### Task details
Write out all lines holding the word "components".
- - - - -
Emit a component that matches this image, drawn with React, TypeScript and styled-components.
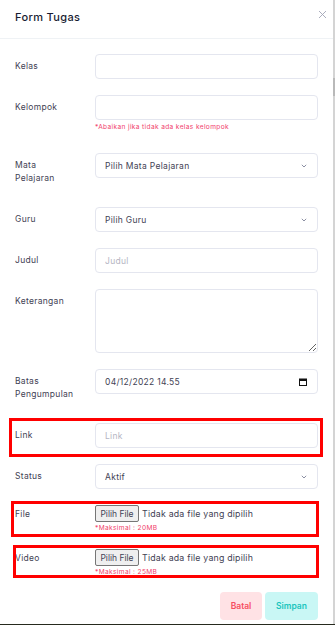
import { createGlobalStyle, styled } from "styled-components";

const GlobalStyle = createGlobalStyle`
  html, body {
    margin: 0;
    padding: 0;
    background: #262a1e;
  }
  * {
    box-sizing: border-box;
  }
`;

const App = () => {
  return (
    <Page>
      <GlobalStyle />
      <Modal>
        <Header>
          <Title>Form Tugas</Title>
          <CloseIcon width="9" height="9" viewBox="0 0 9 9">
            <path d="M1 1L8 8M8 1L1 8" stroke="#a1a5b7" strokeWidth="0.9" />
          </CloseIcon>
        </Header>
        <Body>
          <Row $mt={15}>
            <Label>Kelas</Label>
            <Field>
              <Input />
            </Field>
          </Row>
          <Row>
            <Label>Kelompok</Label>
            <Field>
              <Input />
              <Hint $big>*Abaikan jika tidak ada kelas kelompok</Hint>
            </Field>
          </Row>
          <Row>
            <Label>
              Mata
              <br />
              Pelajaran
            </Label>
            <Field>
              <SelectBox>
                <span>Pilih Mata Pelajaran</span>
                <Chevron />
              </SelectBox>
            </Field>
          </Row>
          <Row>
            <Label>Guru</Label>
            <Field>
              <SelectBox>
                <span>Pilih Guru</span>
                <Chevron />
              </SelectBox>
            </Field>
          </Row>
          <Row>
            <Label>Judul</Label>
            <Field>
              <Input placeholder="Judul" />
            </Field>
          </Row>
          <Row>
            <Label>Keterangan</Label>
            <Field>
              <TextArea />
            </Field>
          </Row>
          <Row>
            <Label>
              Batas
              <br />
              Pengumpulan
            </Label>
            <Field>
              <SelectBox>
                <span>04/12/2022 14.55</span>
                <svg width="8" height="8" viewBox="0 0 8 8">
                  <rect x="0.5" y="1" width="7" height="6.5" fill="none" stroke="#111" strokeWidth="1" />
                  <rect x="0.5" y="1" width="7" height="2" fill="#111" />
                </svg>
              </SelectBox>
            </Field>
          </Row>
          <Row>
            <Highlight $top={-5} $right={-5} $bottom={-9} $left={-6} />
            <Label>Link</Label>
            <Field>
              <Input placeholder="Link" />
            </Field>
          </Row>
          <Row>
            <Label>Status</Label>
            <Field>
              <SelectBox>
                <span>Aktif</span>
                <Chevron />
              </SelectBox>
            </Field>
          </Row>
          <Row>
            <Highlight $top={-4} $right={-1} $bottom={-4} $left={-4} />
            <FileLabel>File</FileLabel>
            <Field>
              <FilePicker>
                <FileButton type="button">Pilih File</FileButton>
                <span>Tidak ada file yang dipilih</span>
              </FilePicker>
              <Hint>*Maksimal : 20MB</Hint>
            </Field>
          </Row>
          <Row>
            <Highlight $top={-4} $right={-1} $bottom={-1} $left={-2} />
            <FileLabel>Video</FileLabel>
            <Field>
              <FilePicker>
                <FileButton type="button">Pilih File</FileButton>
                <span>Tidak ada file yang dipilih</span>
              </FilePicker>
              <Hint>*Maksimal : 25MB</Hint>
            </Field>
          </Row>
          <Footer>
            <Button $w={42} $bg="#ffe2e5" $color="#f64e60">Batal</Button>
            <Button $w={53} $bg="#c9f7f5" $color="#1bc5bd">Simpan</Button>
          </Footer>
        </Body>
      </Modal>
      <Backdrop />
    </Page>
  );
};

const Chevron = () => (
  <svg width="6" height="4" viewBox="0 0 6 4">
    <path d="M0.8 0.8L3 3L5.2 0.8" fill="none" stroke="#7e8299" strokeWidth="0.9" />
  </svg>
);

export default App;

// Style
const Page = styled.div`
  display: flex;
  width: 335px;
  height: 624px;
  font-family: Inter, "Noto Sans", sans-serif;
  color: #3f4254;
`;
const Modal = styled.div`
  width: 333px;
  height: 624px;
  background: #ffffff;
  overflow: hidden;
`;
const Backdrop = styled.div`
  width: 2px;
  background: linear-gradient(#d4d4d4 0 78px, #b9b9b9 78px 96px, #d4d4d4 96px);
`;
const Header = styled.div`
  display: flex;
  align-items: center;
  justify-content: space-between;
  height: 39px;
  padding: 0 6px 0 15px;
  border-bottom: 1px solid #eff2f5;
`;
const Title = styled.h3`
  margin: 0 0 5px;
  font-size: 11px;
  font-weight: 500;
  letter-spacing: 0.35px;
  color: #181c32;
`;
const CloseIcon = styled.svg`
  margin-bottom: 9px;
`;
const Body = styled.div`
  padding: 0 15px;
`;
const Row = styled.div<{ $mt?: number }>`
  position: relative;
  display: grid;
  grid-template-columns: 80px 1fr;
  align-items: start;
  margin-top: ${(p) => (p.$mt ?? 16)}px;
`;
const Label = styled.label`
  padding: 6px 0;
  font-size: 8.5px;
  line-height: 13px;
  letter-spacing: 0.3px;
  color: #3f4254;
`;
const FileLabel = styled(Label)`
  padding: 3px 0;
  line-height: 12px;
`;
const Field = styled.div`
  display: flex;
  flex-direction: column;
`;
const fieldBox = `
  width: 100%;
  height: 25px;
  border: 1px solid #e4e6ef;
  border-radius: 4px;
  background: #ffffff;
  padding: 0 9px;
  font-family: Inter, "Noto Sans", sans-serif;
  font-size: 8.5px;
  letter-spacing: 0.3px;
  color: #3f4254;
  outline: none;
`;
const Input = styled.input`
  ${fieldBox}
  &::placeholder {
    color: #b5b5c3;
  }
`;
const TextArea = styled.textarea`
  ${fieldBox}
  height: 64px;
  resize: vertical;
  display: block;
`;
const SelectBox = styled.div`
  ${fieldBox}
  display: flex;
  align-items: center;
  justify-content: space-between;
  padding: 0 10px 0 9px;
`;
const Hint = styled.div<{ $big?: boolean }>`
  margin: ${(p) => (p.$big ? "3px 0 5px" : "2px 0 0")};
  font-size: 6.6px;
  line-height: 9px;
  letter-spacing: 0.35px;
  color: #f1416c;
`;
const FilePicker = styled.div`
  display: flex;
  align-items: center;
  gap: 3px;
  font-size: 8.8px;
  letter-spacing: 0.2px;
  color: #3f4254;
`;
const FileButton = styled.button`
  height: 17px;
  width: 44px;
  padding: 0;
  border: 1px solid #767676;
  border-radius: 2px;
  background: #efefef;
  font-family: Inter, "Noto Sans", sans-serif;
  font-size: 8.5px;
  color: #3f4254;
`;
const Highlight = styled.div<{ $top: number; $right: number; $bottom: number; $left: number }>`
  position: absolute;
  top: ${(p) => p.$top}px;
  right: ${(p) => p.$right}px;
  bottom: ${(p) => p.$bottom}px;
  left: ${(p) => p.$left}px;
  border: 3px solid #ff0000;
  pointer-events: none;
`;
const Footer = styled.div`
  display: flex;
  justify-content: flex-end;
  gap: 3px;
  margin-top: 15px;
`;
const Button = styled.button<{ $w: number; $bg: string; $color: string }>`
  width: ${(p) => p.$w}px;
  height: 28px;
  padding: 0;
  border: none;
  border-radius: 4px;
  background: ${(p) => p.$bg};
  color: ${(p) => p.$color};
  font-family: Inter, "Noto Sans", sans-serif;
  font-size: 8.5px;
  font-weight: 600;
`;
- - - - -
### Task solution
Emit a component that matches this image, drawn with React, TypeScript and styled-components.
import { createGlobalStyle, styled } from "styled-components";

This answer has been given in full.